The Joburg councillors must have been drunk or under the influence of a far more powerful drug (money) when they thought up their swimming pool by-law last year.

 

You can almost hear the slurred logic sloshing around in their brains:

Councillor 1: “What do most Joburgers have in common?

Councillor 2: Crime!

Councillor 1: No man, swimming pools. Let’s make everyone register their pools and get a certificate of compliance.

Councillor 2: Cool. I have a cousin who can do the compliance.
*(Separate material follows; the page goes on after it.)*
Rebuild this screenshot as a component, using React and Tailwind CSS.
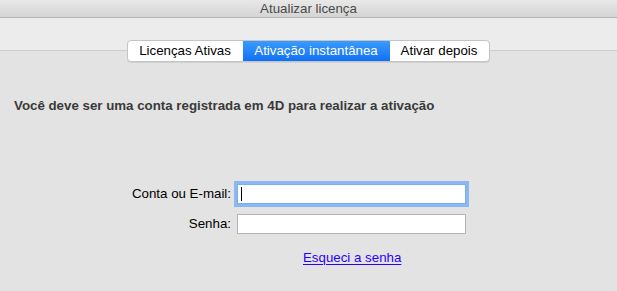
import React from 'react';

const tabs = [
    { label: 'Licenças Ativas', width: 'w-[115px]' },
    { label: 'Ativação instantânea', width: 'w-[147px]', active: true },
    { label: 'Ativar depois', width: 'w-[99px]' },
];

const App = () => {
    return (
        <div className="w-[617px] h-[291px] overflow-hidden bg-[#e3e3e3] text-[13.3px] text-[#222]" style={{ fontFamily: '"Liberation Sans", Arial, sans-serif' }}>
            {/* Title bar */}
            <div className="h-[18px] flex items-center justify-center bg-gradient-to-b from-[#e9e9e9] to-[#d4d4d4] border-b border-[#b5b5b5] text-[#4a4a4a]">
                Atualizar licença
            </div>

            {/* Toolbar area */}
            <div className="h-[33px] bg-[#ececec] border-b border-[#cdcdcd]" />

            {/* Segmented tabs */}
            <div className="flex justify-center -mt-[11px]">
                <div className="ml-[-1px] flex h-[22px] rounded-[4px] border border-[#c4c4c4] bg-white shadow-[0_1px_0_rgba(0,0,0,0.08)] overflow-hidden">
                    {tabs.map((tab) => (
                        <div
                            key={tab.label}
                            className={`${tab.width} flex items-center justify-center leading-none ${
                                tab.active ? 'bg-gradient-to-b from-[#3b9bfc] to-[#0f70f5] text-white' : 'text-black'
                            }`}
                        >
                            {tab.label}
                        </div>
                    ))}
                </div>
            </div>

            {/* Message */}
            <div className="mt-[36px] pl-[14px] font-bold text-[#3a3a3a] leading-[16px]">
                Você deve ser uma conta registrada em 4D para realizar a ativação
            </div>

            {/* Form */}
            <div className="mt-[70px] flex flex-col gap-[10px]">
                <div className="flex items-center">
                    <label className="w-[231px] text-right text-black">Conta ou E-mail:</label>
                    <div className="ml-[6px] w-[229px] h-[20px] bg-white border border-[#7aaef0] ring-[3px] ring-[#8ab8f2] flex items-center pl-[3px]">
                        <div className="w-[1px] h-[14px] bg-black" />
                    </div>
                </div>
                <div className="flex items-center">
                    <label className="w-[231px] text-right text-black">Senha:</label>
                    <div className="ml-[6px] w-[229px] h-[20px] bg-white border border-[#b4b4b4]" />
                </div>
            </div>

            <div className="mt-[14px] pl-[303px]">
                <a href="#" className="text-[#2a00ff] underline underline-offset-2">Esqueci a senha</a>
            </div>
        </div>
    );
};

export default App;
Councillor 1: Cool ‘cause I have a cousin who can print certificates like money!

*Hiccup*

In fact there’s always a hiccup with by-laws. It’s called enforcement. I suspect the City of Cape Town hasn’t been too successful enforcing its “five barks and you’re out” (six minutes of barking in an hour) by-law because I have a few persistent yappers who still call my road and their vocal cords home.

 

Some of the City’s newly proposed bylaws are so hip they’re trending. Like the one that will target e-hailing services like Uber – that hip San Francisco outfit that gives every university student with a car the licence to drive you around the bend with his tech startup ideas (another San Fran import). The law hasn’t been implemented yet but that hasn’t stopped the city impounding 30 Uber-affiliated cars for not carrying proper licencing. Sounds like the Western Cape Taxi council knows how to flex its muscle at least.

 

Personally, I would like to see some muscle being applied to direct marketers, who must live on another planet or they would know that just an average windy day turns their “special offers” and pamphlets for “eco-friendly products” into paper Frisbees that block our gutters and turn our bushes into branded Christmas trees. (It’s not like we have a recycling by-law to clean up the mess either.)

 

But lets not by-law ourselves into a nanny state and put Mary Poppins in charge. It’s just that without any foresight or insight we might end up like poor Joburg, still convincing itself that Ponte City, its 54-story cylindrical skyscraper (Africa’s first!), was a deliberate act of genius instead of the only way to get around a bylaw that required both kitchens and bathrooms to have a window. The solution?  A cylindrical middle finger to aesthetes the world over. Let that be a warning to you Cape Town.